Auto unions unite with green group for the sake of jobs; now what about oil and coal workers?
mscutari | Sep 03, 2010 | Comments 0 |
Recently we examined the importance of getting oil and coal workers involved in a renewable energy future. The push for green energy should be framed as something that can provide new, safer jobs for a segment of the workforce gripped by legitimate economic anxiety. Unions need to be brought on board, and workers need to be assuaged.
While there isn’t any immediate news on that specific sector, word out of Detroit bodes well for auto workers; they’re in. The United Auto Workers is the latest union to join the BlueGreen Alliance, which unites labor and environmental groups – not natural allies, mind you – pushing for greenhouse gas limits and other pro-green jobs policies.
This is no small feat. The union claims to have close to 400,000 active members in electoral vote-rich industrial belt states like Michigan, Pennsylvania, and the biggest prize of them all, Ohio. Perhaps even more importantly, it includes the fastest-growing union in the US, the Service Employees International Union.
Simply put, the union envisions a future where the staggering US auto industry is rebuilt through clean vehicles.

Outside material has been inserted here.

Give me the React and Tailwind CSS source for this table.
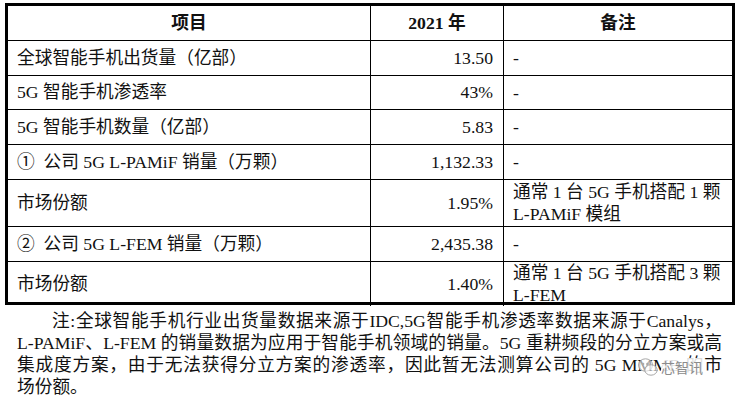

It’s the old divide-and-conquer theory. Currently, many interest groups and demographics are scattered; it’s chaos out there. The general rules of politics go out the window. For example, some environmentalist are actually against certain clean energies, like wind turbines, arguing they’ll destroy the natural habitats of indigenous species.
But all this proves is that with a concerted message, these groups are ripe for convincing. If 20 years ago, you were told that American auto workers – makers of gas guzzling, pollution-creating, low MPG vehicles – would team up with the Blue Green Alliance, you’d be shocked. (Think about it: The Blue Green Alliance is a partnership between the Sierra Club and United Steelworkers.) But that’s just how fast and profoundly the political terrain has shifted.
And if alliances such as these, buttressed by the might of the auto unions, can speak with a unified voice, they may, in fact, have enough leverage to bring recalcitrant oil and coal workers over to their side. A small fraction is all that may be necessary. Or their new, combined strength, lobbying might, and persistent calls for new, clean jobs, may simply overwhelm these aging, staggering fossil fuel industries, who as of now, are the biggest obstacles to a renewable energy future.